China, one of the world's biggest polluters, has become one of the main victims of worsening global warming, while its image and credibility are at stake in an uphill battle to cut greenhouse gas emissions, according to a top environmental official.

But Pan Yue, a deputy director of the State Environmental Protection Administration (Sepa), rejected intense criticism of China's ineffective pollution controls and its refusal to set limits on carbon dioxide emissions, which already rank second in the world after the US.

'The Chinese people have already realised through first-hand experience that climate change is not a scientific prediction any more, but an existing reality,' he said in an interview.

'How to deal with the reality is a test of whether China can become a responsible power and a stakeholder in the future of the world.'

While China is expected to overtake the US in two years to become the world's top emitter of greenhouse gases, it has already paid dearly in frequent natural disasters and extreme weather events related to global warming.

China loses about 300 billion yuan a year in disasters related to the weather, such as droughts, typhoons, and glacial retreat, Mr Pan said.

But he added that the coal-reliant country should not be blamed for the lack of improvement in the global campaign against climate change.

'China is not guilty, but responsible [for global warming],' he said. Instead, Mr Pan said developed countries should be blamed for the phenomenon.

'China is not guilty because climate change is a result of developed countries' industrialisation over the past centuries instead of the fault of China and other developing countries.'

Mr Pan said cutting greenhouse gases in China was not just a technical issue, but one that involved political, economic, and lifestyle changes.

Last month, Beijing admitted that the mainland last year failed to reduce energy consumption by 4 per cent and emissions of pollutants by 2 per cent - targets put forward by Premier Wen Jiabao .

Mr Pan said that, as many senior Chinese officials had previously argued, the crux of pollution control in China was a lack of money and technology, 'but they don't tell the whole story'.

'[China] needs to strengthen macroeconomic controls, to reform current GDP accounting and the assessment of local officials' political performance based on GDP statistics, to set up low-carbon economic policies, and to improve public participation,' Mr Pan said.

He said apart from providing funding and technical assistance, developed countries should also play a bigger role in helping China overhaul its existing system and establish a new one.

Echoing increasing calls over the past year to upgrade Sepa from a ministerial-level agency in the State Council to a ministry of cabinet rank, Mr Pan said the country's worsening pollution could be tackled only by a much more powerful environmental authority with more resources.

'I, personally, don't think the change of title is the most important.

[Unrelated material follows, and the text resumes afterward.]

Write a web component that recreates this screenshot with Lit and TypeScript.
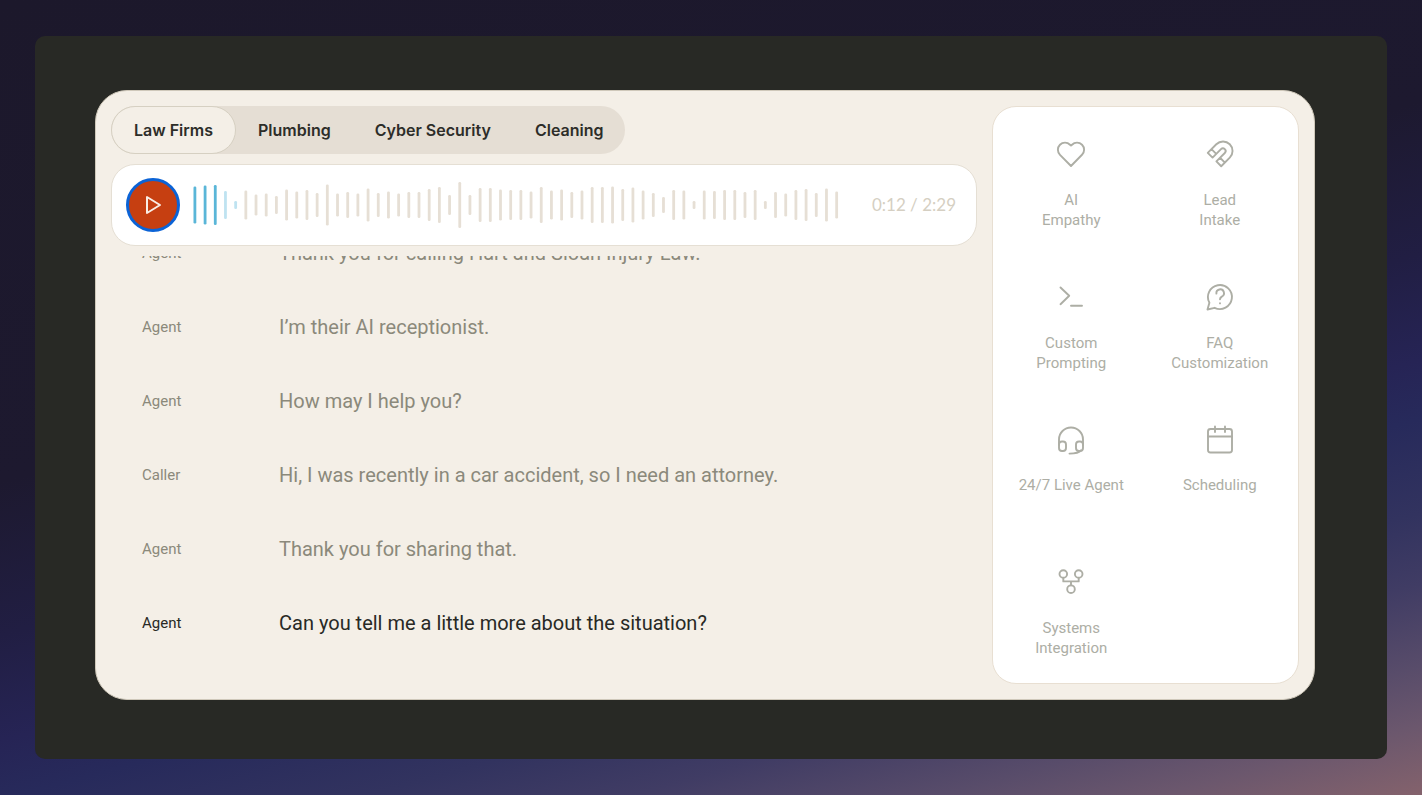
import { LitElement, html, css, svg } from "lit";
import { customElement, state } from "lit/decorators.js";
import { classMap } from "lit/directives/class-map.js";

const TABS = ["Law Firms", "Plumbing", "Cyber Security", "Cleaning"];

const LEVELS = [
  37, 39, 40, 28, 8, 29, 21, 23, 18, 31, 27, 30, 24, 41, 23, 26, 23, 33, 24, 27, 23, 26, 26, 32, 36, 20, 46, 20, 34, 34,
  31, 30, 30, 27, 36, 29, 31, 26, 29, 36, 36, 37, 32, 35, 29, 24, 16, 30, 29, 8, 29, 28, 30, 30, 26, 30, 8, 26, 23, 30,
  32, 24, 33, 27,
];

const LINES = [
  { who: "Agent", text: "Thank you for calling Hart and Sloan Injury Law." },
  { who: "Agent", text: "I’m their AI receptionist." },
  { who: "Agent", text: "How may I help you?" },
  { who: "Caller", text: "Hi, I was recently in a car accident, so I need an attorney." },
  { who: "Agent", text: "Thank you for sharing that." },
  { who: "Agent", text: "Can you tell me a little more about the situation?", current: true },
];

const FEATURES = [
  {
    label: ["AI", "Empathy"],
    icon: svg`<path d="M18 30 L7 18.8 A7.1 7.1 0 0 1 17 8.7 L18 9.6 L19 8.7 A7.1 7.1 0 0 1 29 18.8 Z"/>`,
  },
  {
    label: ["Lead", "Intake"],
    icon: svg`<g transform="rotate(45 18 18)"><path d="M8.5 25.8 V13.7 A9.5 9.5 0 0 1 27.5 13.7 V25.8 H20.7 V13.9 A2.7 2.7 0 0 0 15.3 13.9 V25.8 Z M8.5 20.6 H15.3 M20.7 20.6 H27.5"/></g>`,
  },
  {
    label: ["Custom", "Prompting"],
    icon: svg`<path d="M7.5 8.5 L16.2 16.8 L7.5 25.2 M18 26.7 H29"/>`,
  },
  {
    label: ["FAQ", "Customization"],
    icon: svg`<path d="M5.5 30.5 L7.4 23.8 A12 12 0 1 1 12.6 28.8 Z"/><path d="M14.4 14.6 A3.8 3.8 0 1 1 19.8 17.6 C18.6 18.4 18 18.9 18 20.2 M18 24.3 V24.4"/>`,
  },
  {
    label: ["24/7 Live Agent"],
    icon: svg`<path d="M6 24 V18.5 A12 12 0 0 1 30 18.5 V24"/><rect x="6" y="20.5" width="7" height="9.5" rx="3"/><rect x="23" y="20.5" width="7" height="9.5" rx="3"/><path d="M28 29.4 C26 32 23 32.6 16.5 32.6"/>`,
  },
  {
    label: ["Scheduling"],
    icon: svg`<rect x="6" y="8" width="24" height="23.5" rx="2.5"/><path d="M6 15.5 H30 M13 5.5 V11 M23 5.5 V11"/>`,
  },
  {
    label: ["Systems", "Integration"],
    icon: svg`<circle cx="10.3" cy="10" r="3.8"/><circle cx="25.7" cy="10" r="3.8"/><circle cx="18" cy="25.2" r="3.8"/><path d="M10.3 14 V17.4 H25.7 V14 M18 17.4 V21.3"/>`,
  },
];

@customElement("call-player")
export class CallPlayer extends LitElement {
  static styles = css`
    :host {
      display: flex;
      align-items: center;
      gap: 12px;
      padding: 13px 20px 13px 14px;
      background: #fff;
      border: 1px solid #e5dfd4;
      border-radius: 24px;
    }
    .play {
      flex: none;
      display: grid;
      place-items: center;
      box-sizing: border-box;
      width: 54px;
      height: 54px;
      padding: 0;
      border: 3px solid #0b63d6;
      border-radius: 50%;
      background: #c63f11;
      color: #f9ede4;
      cursor: pointer;
    }
    .wave {
      flex: 1;
      min-width: 0;
      height: 48px;
    }
    .bar {
      fill: #e6dfd5;
    }
    .played {
      fill: #5ab6d8;
    }
    .next {
      fill: #bfe3f1;
    }
    .time {
      margin-left: 16px;
      font: 400 17px/24px Lato, sans-serif;
      color: #d5cfc2;
    }
  `;

  render() {
    return html`
      <button class="play" type="button" aria-label="Play">
        <svg width="24" height="24" viewBox="0 0 24 24" fill="none" stroke="currentColor" stroke-width="2" stroke-linejoin="round" aria-hidden="true">
          <path d="M6 4 V20 L19 12 Z" />
        </svg>
      </button>
      <svg class="wave" aria-hidden="true">
        ${LEVELS.map(
          (h, i) => svg`<rect
            class=${classMap({ bar: true, played: i < 3, next: i === 3 || i === 4 })}
            x=${((i / LEVELS.length) * 100).toFixed(3) + "%"}
            y=${24 - h / 2}
            transform="translate(1.5 0)"
            width="2.8"
            height=${h}
            rx="1.3"
          />`
        )}
      </svg>
      <span class="time">0:12 / 2:29</span>
    `;
  }
}

@customElement("feature-panel")
export class FeaturePanel extends LitElement {
  static styles = css`
    :host {
      display: block;
      box-sizing: border-box;
      padding: 29px 4px 25px;
      background: #fff;
      border: 1px solid #e8dfd2;
      border-radius: 24px;
    }
    .grid {
      display: grid;
      grid-template-columns: 1fr 1fr;
      grid-template-rows: repeat(4, 1fr);
      row-gap: 48px;
      height: 100%;
      margin: 0;
      padding: 0;
      list-style: none;
    }
    .item {
      display: flex;
      flex-direction: column;
      align-items: center;
      gap: 18px;
      font-size: 15px;
      line-height: 20px;
      text-align: center;
      color: #adaea5;
    }
    .line {
      display: block;
    }
  `;

  render() {
    return html`
      <ul class="grid">
        ${FEATURES.map(
          (f) => html`<li class="item">
            <svg width="36" height="36" viewBox="0 0 36 36" fill="none" stroke="currentColor" stroke-width="1.9" stroke-linejoin="round" stroke-linecap="round" aria-hidden="true">
              ${f.icon}
            </svg>
            <span>${f.label.map((t) => html`<span class="line">${t}</span>`)}</span>
          </li>`
        )}
      </ul>
    `;
  }
}

@customElement("app-root")
export class AppRoot extends LitElement {
  static styles = css`
    :host {
      display: flex;
      box-sizing: border-box;
      min-height: 100vh;
      padding: 36px 35px;
      background: linear-gradient(
        165deg,
        #1c182b 0%,
        #1d192f 41%,
        #211e43 54%,
        #262455 63%,
        #272a5b 68%,
        #32335f 76%,
        #403c64 82%,
        #584c6a 89%,
        #6b576d 94%,
        #84626c 100%
      );
      font-family: Roboto, "Liberation Sans", sans-serif;
      color: #282925;
    }
    .frame {
      flex: 1;
      display: flex;
      min-width: 0;
      padding: 54px 72px 59px 60px;
      border-radius: 10px;
      background: #282925;
    }
    .card {
      flex: 1;
      display: grid;
      grid-template-columns: minmax(0, 1fr) 307px;
      gap: 15px;
      min-width: 0;
      padding: 15px;
      background: #f4efe7;
      border: 1px solid #cfc8ba;
      border-radius: 32px;
    }
    .main {
      display: flex;
      flex-direction: column;
      min-width: 0;
    }
    .tabs {
      display: flex;
      align-self: flex-start;
      border-radius: 24px;
      background: #e5ded4;
    }
    .tab {
      height: 48px;
      padding: 0 22px;
      border: 0;
      border-radius: 24px;
      background: none;
      font: 600 16px/24px Inter, sans-serif;
      color: #2d2d29;
      cursor: pointer;
    }
    .tab.on {
      border: 1px solid #d6d0c2;
      background: #f4efe7;
    }
    .player {
      margin: 10px 0;
    }
    .log {
      flex: 1 1 0;
      display: flex;
      flex-direction: column;
      justify-content: flex-end;
      min-height: 0;
      overflow: hidden;
      padding-bottom: 24px;
    }
    .row {
      flex: none;
      display: grid;
      grid-template-columns: 137px minmax(0, 1fr);
      align-items: center;
      padding: 23px 31px;
      color: #8b897b;
    }
    .row.current {
      color: #282925;
    }
    .who {
      font-size: 15px;
      line-height: 20px;
    }
    .text {
      margin: 0;
      font-size: 20px;
      line-height: 28px;
    }
  `;

  @state() private tab = 0;

  render() {
    return html`
      <main class="frame">
        <section class="card">
          <div class="main">
            <div class="tabs" role="tablist">
              ${TABS.map(
                (t, i) => html`<button
                  type="button"
                  role="tab"
                  aria-selected=${i === this.tab}
                  class=${classMap({ tab: true, on: i === this.tab })}
                  @click=${() => (this.tab = i)}
                >${t}</button>`
              )}
            </div>
            <call-player class="player"></call-player>
            <div class="log">
              ${LINES.map(
                (l) => html`<div class=${classMap({ row: true, current: !!l.current })}>
                  <span class="who">${l.who}</span>
                  <p class="text">${l.text}</p>
                </div>`
              )}
            </div>
          </div>
          <feature-panel></feature-panel>
        </section>
      </main>
    `;
  }
}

What we want the most is strengthening of the power that has been distributed to various departments,' he said.

A recent report by the Organisation for Economic Co-operation and Development, approved by the central government, recommended Sepa be upgraded to a ministry as part of dozens of initiatives to deal with the implementation gap and other problems regarding pollution control.

Given the reality that development-minded officials have not been held accountable for their environmental performance, Mr Pan said Sepa should be granted more power to supervise local authorities and check rampant pollution disasters.

He said an overarching organisation should be created to deal with the country's gigantic environmental problems, to balance the interests of and co-ordinate between different departments, and to make final decisions.